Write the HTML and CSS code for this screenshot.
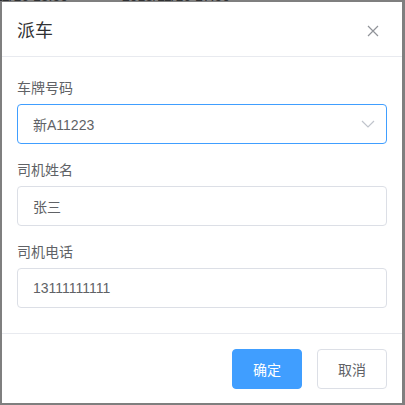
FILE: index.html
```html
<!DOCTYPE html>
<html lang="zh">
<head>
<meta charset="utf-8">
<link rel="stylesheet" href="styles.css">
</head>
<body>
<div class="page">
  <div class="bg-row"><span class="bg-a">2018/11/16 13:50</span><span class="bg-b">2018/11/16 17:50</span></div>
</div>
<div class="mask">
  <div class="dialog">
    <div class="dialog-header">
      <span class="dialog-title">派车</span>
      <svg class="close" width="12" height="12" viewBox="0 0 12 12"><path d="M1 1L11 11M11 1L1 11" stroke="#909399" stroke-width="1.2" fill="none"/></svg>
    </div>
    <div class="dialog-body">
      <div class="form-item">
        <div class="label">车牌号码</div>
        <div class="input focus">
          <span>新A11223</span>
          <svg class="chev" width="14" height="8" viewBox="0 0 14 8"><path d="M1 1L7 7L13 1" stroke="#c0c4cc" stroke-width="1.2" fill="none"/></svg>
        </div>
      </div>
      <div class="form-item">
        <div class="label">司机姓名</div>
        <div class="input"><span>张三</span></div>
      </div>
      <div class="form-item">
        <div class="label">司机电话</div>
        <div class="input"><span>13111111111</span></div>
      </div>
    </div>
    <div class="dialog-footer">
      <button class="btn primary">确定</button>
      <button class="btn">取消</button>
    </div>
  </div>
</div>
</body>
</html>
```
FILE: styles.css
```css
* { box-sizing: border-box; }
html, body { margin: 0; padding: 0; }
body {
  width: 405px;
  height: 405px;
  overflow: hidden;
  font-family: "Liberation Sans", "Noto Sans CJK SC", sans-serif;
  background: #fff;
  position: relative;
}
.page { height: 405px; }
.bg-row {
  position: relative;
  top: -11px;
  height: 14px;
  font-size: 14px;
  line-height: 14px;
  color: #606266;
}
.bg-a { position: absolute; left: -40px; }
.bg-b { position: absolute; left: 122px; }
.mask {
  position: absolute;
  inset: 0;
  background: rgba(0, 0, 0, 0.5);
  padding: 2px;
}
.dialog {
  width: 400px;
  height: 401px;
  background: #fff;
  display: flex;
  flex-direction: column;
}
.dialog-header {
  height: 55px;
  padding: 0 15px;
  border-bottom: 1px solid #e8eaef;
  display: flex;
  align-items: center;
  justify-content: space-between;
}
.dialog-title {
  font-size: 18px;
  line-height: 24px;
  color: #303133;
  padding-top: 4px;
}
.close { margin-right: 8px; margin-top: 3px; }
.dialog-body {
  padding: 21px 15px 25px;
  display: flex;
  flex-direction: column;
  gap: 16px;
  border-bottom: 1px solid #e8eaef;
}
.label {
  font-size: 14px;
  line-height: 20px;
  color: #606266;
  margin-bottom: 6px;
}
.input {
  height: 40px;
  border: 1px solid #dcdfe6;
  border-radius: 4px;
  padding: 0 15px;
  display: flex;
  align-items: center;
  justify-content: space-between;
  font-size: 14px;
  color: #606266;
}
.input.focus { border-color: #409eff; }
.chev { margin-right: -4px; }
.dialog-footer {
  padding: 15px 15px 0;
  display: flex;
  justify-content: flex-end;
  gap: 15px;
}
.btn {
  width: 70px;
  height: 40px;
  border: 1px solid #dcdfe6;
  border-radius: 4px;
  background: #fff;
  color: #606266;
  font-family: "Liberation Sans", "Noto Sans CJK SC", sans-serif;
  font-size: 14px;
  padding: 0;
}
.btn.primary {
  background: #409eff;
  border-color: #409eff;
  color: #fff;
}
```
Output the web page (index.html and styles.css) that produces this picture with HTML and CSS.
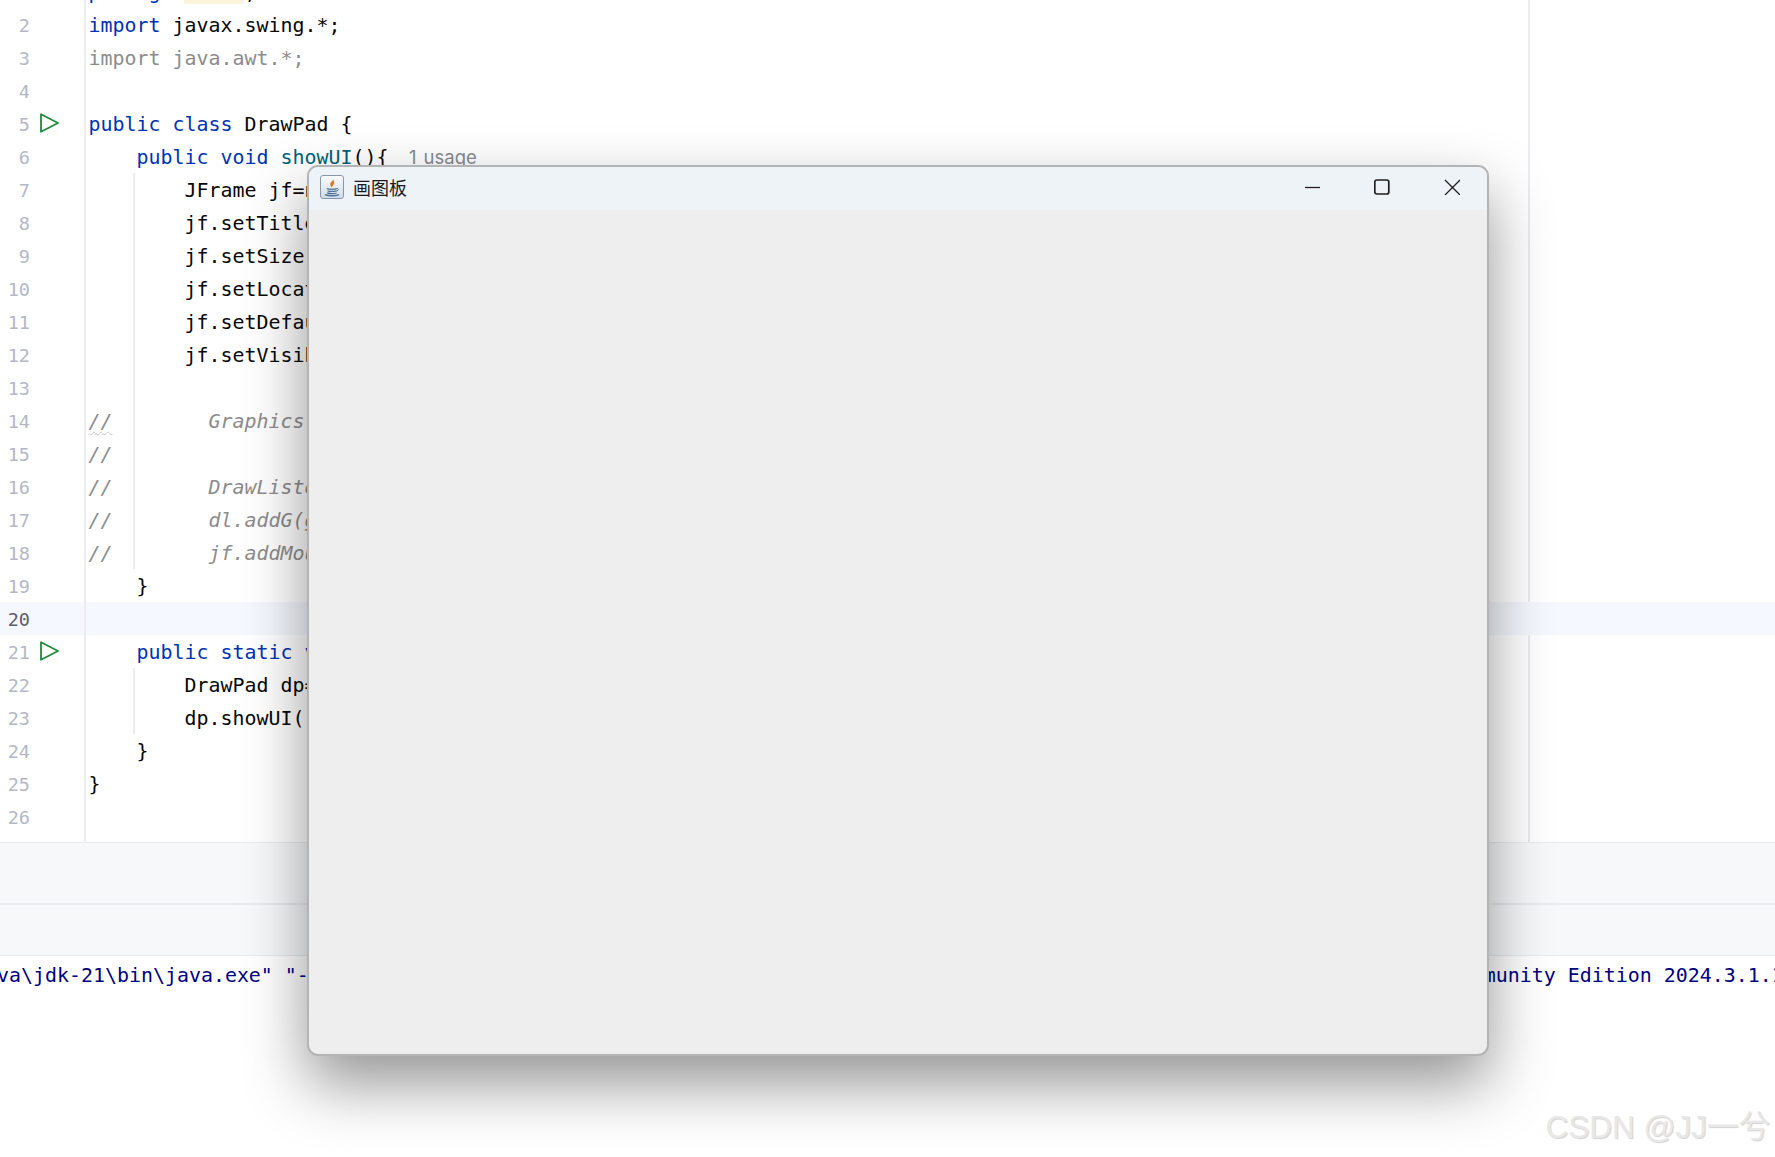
--------------------------------------------------
Instructions to follow:
Gather from the records above every line containing the string "index".

Solution to this exercise:
FILE: index.html
Output the web page (index.html and styles.css) that produces this picture with HTML and CSS.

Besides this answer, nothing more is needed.